§ Exercise prompt: Using the records that follow, copy every line containing the word "React".

§ Data entries:
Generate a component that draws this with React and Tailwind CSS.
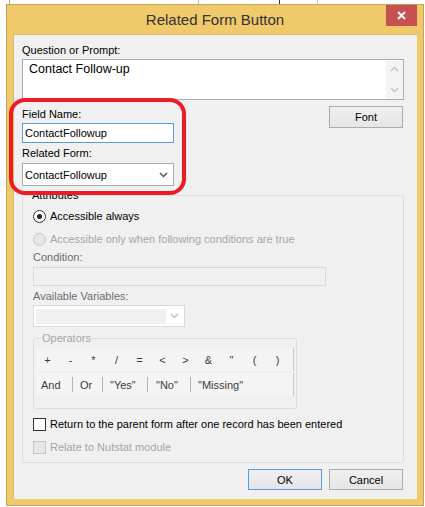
import React from "react";

const ops = ["+", "-", "*", "/", "=", "<", ">", "&", '"', "(", ")"];

function Chevron({ color = "#444" }) {
  return (
    <svg width="9" height="6" viewBox="0 0 9 6">
      <path d="M1 1 L4.5 4.5 L8 1" fill="none" stroke={color} strokeWidth="1.5" />
    </svg>
  );
}

function Radio({ checked, disabled, children }) {
  return (
    <div className="flex items-center h-[16px] gap-[4px]">
      <span
        className={
          disabled
            ? "w-[13px] h-[13px] rounded-full border border-[#c6c6c6] bg-[#e6e6e6]"
            : "w-[13px] h-[13px] rounded-full border border-[#333] bg-white flex items-center justify-center"
        }
      >
        {checked && <span className="w-[5px] h-[5px] rounded-full bg-[#222]" />}
      </span>
      <span className={disabled ? "text-[#a6a6a6]" : "text-black"}>{children}</span>
    </div>
  );
}

function Check({ disabled, children }) {
  return (
    <div className="flex items-center h-[16px] gap-[4px]">
      <span
        className={
          disabled
            ? "w-[13px] h-[13px] border border-[#c6c6c6] bg-[#e6e6e6]"
            : "w-[13px] h-[13px] border border-[#333] bg-white"
        }
      />
      <span className={disabled ? "text-[#a6a6a6]" : "text-black"}>{children}</span>
    </div>
  );
}

function Legend({ children, className }) {
  return (
    <span className={"absolute top-[-9px] px-[1px] leading-[16px] bg-[#f0f0f0] " + className}>
      {children}
    </span>
  );
}

export default function App() {
  return (
    <div className="relative w-[425px] h-[507px] bg-white overflow-hidden font-['Liberation_Sans',Arial,sans-serif] text-[11px] leading-[16px] text-black">
      {/* window behind the dialog */}
      <div className="flex h-[4px]">
        <div className="ml-[9px] w-px bg-[#a8a8a8]" />
        <div className="ml-[188px] w-px bg-[#bdbdbd]" />
        <div className="ml-[80px] w-px bg-[#333]" />
        <div className="ml-[37px] w-px bg-[#cfcfcf]" />
      </div>

      <div className="ml-[6px] w-[418px] h-[502px] border border-[#c6a352] bg-[#f0c96b] flex flex-col">
        {/* Title bar */}
        <div className="h-[29px] grid grid-cols-[1fr_auto_1fr] items-center">
          <div />
          <div className="text-[15px] text-[#333] leading-[20px]">Related Form Button</div>
          <div className="flex justify-end self-start">
            <div className="w-[31px] h-[21px] mr-[6px] bg-[#c75050] flex items-center justify-center">
              <svg width="9" height="9" viewBox="0 0 9 9">
                <path d="M1 1 L8 8 M8 1 L1 8" stroke="white" strokeWidth="2" />
              </svg>
            </div>
          </div>
        </div>

        {/* Client area */}
        <div className="mx-[6px] h-[465px] bg-[#f0f0f0] shadow-[inset_1px_1px_0_#d8bb70] pl-[9px] pr-[13px] pt-[8px] flex flex-col">
          <div className="h-[16px]">Question or Prompt:</div>
          <div className="mt-[1px] h-[41px] border border-[#abadb3] bg-white flex">
            <div className="flex-1 pl-[6px] pt-[1px] text-[12.5px] leading-[16px]">Contact Follow-up</div>
            <div className="w-[17px] bg-[#f4f4f4] flex flex-col justify-between items-center py-[6px]">
              <svg width="9" height="6" viewBox="0 0 9 6">
                <path d="M1 5 L4.5 1.5 L8 5" fill="none" stroke="#c2c2c2" strokeWidth="1.5" />
              </svg>
              <Chevron color="#c2c2c2" />
            </div>
          </div>

          <div className="mt-[6px] flex items-start">
            <div className="w-[152px] flex flex-col">
              <div className="h-[16px]">Field Name:</div>
              <div className="mt-[1px] h-[20px] border border-[#569de5] bg-white pl-[2px] leading-[18px]">
                ContactFollowup
              </div>
              <div className="mt-[2px] h-[16px]">Related Form:</div>
              <div className="mt-[2px] h-[23px] border border-[#acacac] bg-white pl-[2px] pr-[5px] flex items-center justify-between">
                <span>ContactFollowup</span>
                <Chevron color="#555" />
              </div>
            </div>
            <div className="ml-auto mr-[1px] w-[74px] h-[22px] border border-[#acacac] bg-gradient-to-b from-[#f0f0f0] to-[#e5e5e5] flex items-center justify-center">
              Font
            </div>
          </div>

          {/* Attributes group */}
          <div className="relative mt-[9px] border border-[#dcdcdc] rounded-[3px] pl-[10px] pb-[7px] flex flex-col">
            <Legend className="left-[8px] text-black">Attributes</Legend>
            <div className="mt-[12px]">
              <Radio checked>Accessible always</Radio>
            </div>
            <div className="mt-[7px]">
              <Radio disabled>Accessible only when following conditions are true</Radio>
            </div>
            <div className="mt-[2px] h-[16px] text-[#6d6d6d]">Condition:</div>
            <div className="mt-[2px] w-[293px] h-[19px] border border-[#d9d9d9] bg-[#f0f0f0]" />
            <div className="mt-[2px] h-[16px] text-[#6d6d6d]">Available Variables:</div>
            <div className="mt-[1px] w-[152px] h-[22px] border border-[#d9d9d9] bg-white flex items-center pl-[2px] pr-[5px] justify-between">
              <div className="w-[130px] h-[15px] bg-[#f0f0f0]" />
              <Chevron color="#c2c2c2" />
            </div>

            {/* Operators */}
            <div className="relative mt-[11px] w-[264px] h-[71px] border border-[#dcdcdc] rounded-[3px] pl-[2px] pt-[9px] flex flex-col">
              <Legend className="left-[7px] text-[#a6a6a6]">Operators</Legend>
              <div className="w-[258px] h-[23px] bg-[#f4f4f4] border-r border-[#c8c8c8] flex items-center text-[#3c3c3c]">
                {ops.map((o, i) => (
                  <span key={i} className="w-[23px] text-center">
                    {o}
                  </span>
                ))}
              </div>
              <div className="mt-[2px] w-[258px] h-[23px] bg-[#f4f4f4] border-r border-[#c8c8c8] flex items-center text-[#3c3c3c]">
                <span className="w-[36px] pl-[5px]">And</span>
                <span className="w-px h-[15px] bg-[#b4b4b4]" />
                <span className="w-[29px] pl-[7px]">Or</span>
                <span className="w-px h-[15px] bg-[#b4b4b4]" />
                <span className="w-[44px] pl-[7px]">"Yes"</span>
                <span className="w-px h-[15px] bg-[#b4b4b4]" />
                <span className="w-[42px] pl-[8px]">"No"</span>
                <span className="w-px h-[15px] bg-[#b4b4b4]" />
                <span className="pl-[7px]">"Missing"</span>
              </div>
            </div>

            <div className="mt-[7px]">
              <Check>Return to the parent form after one record has been entered</Check>
            </div>
            <div className="mt-[7px]">
              <Check disabled>Relate to Nutstat module</Check>
            </div>
          </div>

          <div className="mt-[6px] pr-[1px] flex justify-end gap-[7px]">
            <div className="w-[74px] h-[21px] border border-[#569de5] bg-gradient-to-b from-[#f0f0f0] to-[#e5e5e5] flex items-center justify-center">
              OK
            </div>
            <div className="w-[74px] h-[21px] border border-[#acacac] bg-gradient-to-b from-[#f0f0f0] to-[#e5e5e5] flex items-center justify-center">
              Cancel
            </div>
          </div>
        </div>
      </div>

      {/* red highlight drawn over the dialog */}
      <div className="absolute left-[9px] top-[98px] w-[177px] h-[97px] border-[4px] border-[#ed1c24] rounded-[16px] pointer-events-none" />
    </div>
  );
}
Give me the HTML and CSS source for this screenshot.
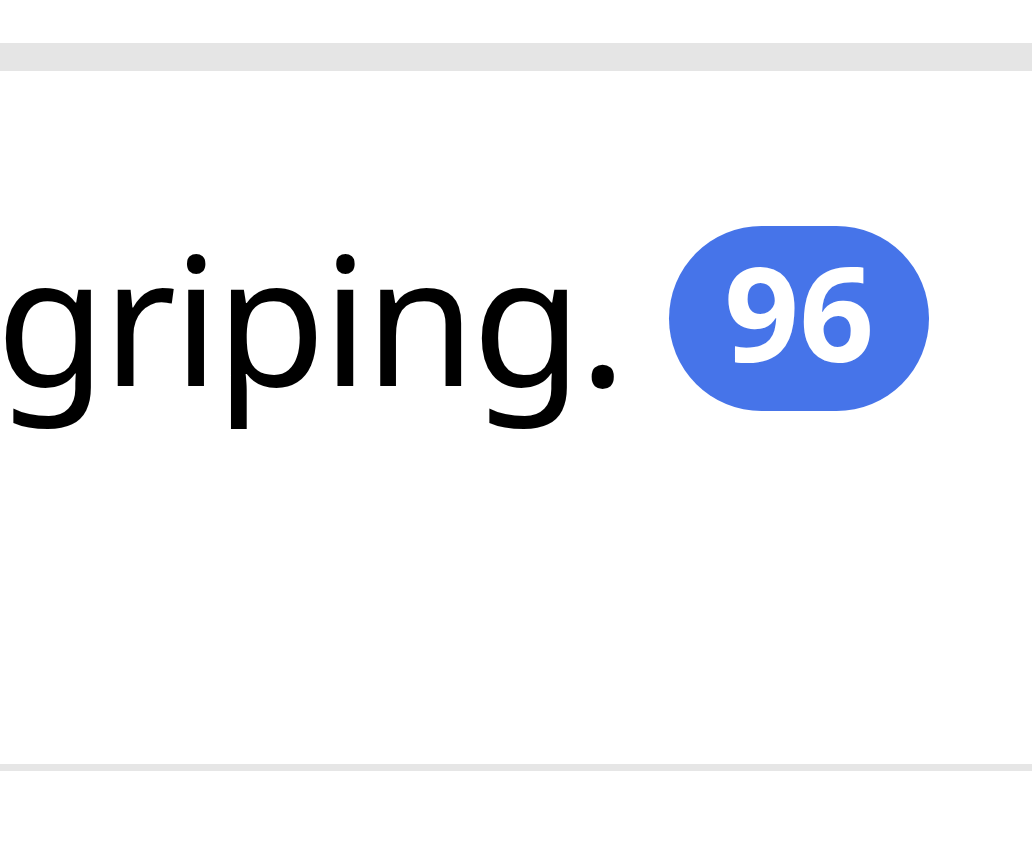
FILE: index.html
```html
<!DOCTYPE html>
<html lang="en">

<head>
    <meta charset="utf-8">
    <meta name="viewport" content="width=device-width, initial-scale=1.0">
    <title>Comment</title>
    <link rel="stylesheet" href="styles.css">
</head>

<body>
    <div class="top-bar"></div>
    <div class="item">
        <div class="row">
            <span class="text">griping.</span>
            <span class="badge">96</span>
        </div>
    </div>
</body>

</html>
```

FILE: styles.css
```css
body {
    margin: 0;
    background-color: #ffffff;
    font-family: 'Noto Sans', 'Open Sans', sans-serif;
    overflow: hidden;
}

.top-bar {
    margin-top: 43px;
    height: 28px;
    background-color: #e5e5e5;
}

.item {
    padding-top: 153px;
    height: 540px;
    border-bottom: 7px solid #e6e6e6;
}

.row {
    display: flex;
    align-items: flex-start;
    gap: 46px;
    margin-left: -4px;
}

.text {
    font-size: 179px;
    letter-spacing: -3.5px;
    line-height: 185px;
    color: #000000;
    white-space: nowrap;
}

.badge {
    margin-top: 2px;
    width: 260px;
    height: 185px;
    border-radius: 93px;
    background-color: #4674e9;
    color: #ffffff;
    font-weight: 700;
    font-size: 131px;
    line-height: 170px;
    text-align: center;
}
```
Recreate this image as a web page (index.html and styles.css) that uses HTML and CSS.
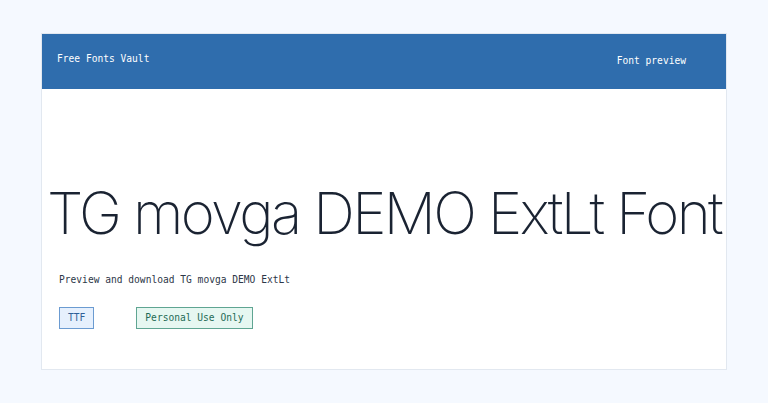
FILE: index.html
```html
<!DOCTYPE html>
<html lang="en">
<head>
    <meta charset="UTF-8">
    <meta name="viewport" content="width=device-width, initial-scale=1.0">
    <title>TG movga DEMO ExtLt Font</title>
    <link rel="stylesheet" href="styles.css">
</head>
<body>
    <div class="page">
        <header class="topbar">
            <div class="brand">Free Fonts Vault</div>
            <nav class="nav">Font preview</nav>
        </header>

        <main class="content">
            <h1 class="specimen">TG movga DEMO ExtLt Font</h1>
            <p class="intro">Preview and download TG movga DEMO ExtLt</p>
            <div class="tags">
                <span class="tag tag-format">TTF</span>
                <span class="tag tag-license">Personal Use Only</span>
            </div>
        </main>
    </div>
</body>
</html>
```

FILE: styles.css
```css
body {
    margin: 0;
    background-color: #f5f9ff;
    font-family: 'DejaVu Sans Mono', monospace;
    font-size: 9.6px;
}

.page {
    width: 686px;
    margin: 33px auto 0;
    background-color: #fff;
    border: 1px solid #e2e8f0;
    box-sizing: border-box;
}

.topbar {
    display: flex;
    justify-content: space-between;
    align-items: center;
    height: 55px;
    padding: 0 40px 0 15px;
    background-color: #2f6dad;
    color: #fff;
}

.brand {
    margin-top: -7px;
}

.nav {
    margin-top: -3px;
}

.content {
    padding: 89px 17px 40px;
}

/* big specimen line, kept on one row */
.specimen {
    margin: 0 -20px;
    text-align: center;
    font-family: 'Inter', sans-serif;
    font-weight: 200;
    font-size: 58px;
    line-height: 70px;
    letter-spacing: -2.6px;
    color: #1a2332;
    white-space: nowrap;
}

.intro {
    margin: 26px 0 0;
    line-height: 11px;
    color: #2d3748;
}

.tags {
    display: flex;
    gap: 42px;
    margin-top: 22px;
}

.tag {
    padding: 5px 8px;
    border: 1px solid;
    line-height: 10px;
}

.tag-format {
    background-color: #e6f0fd;
    border-color: #6b9bd1;
    color: #2f5f97;
}

.tag-license {
    background-color: #e6f7f1;
    border-color: #5fa592;
    color: #1f6b55;
}
```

§ Solution:
Generate a component that draws this with React and Tailwind CSS.
import React from "react";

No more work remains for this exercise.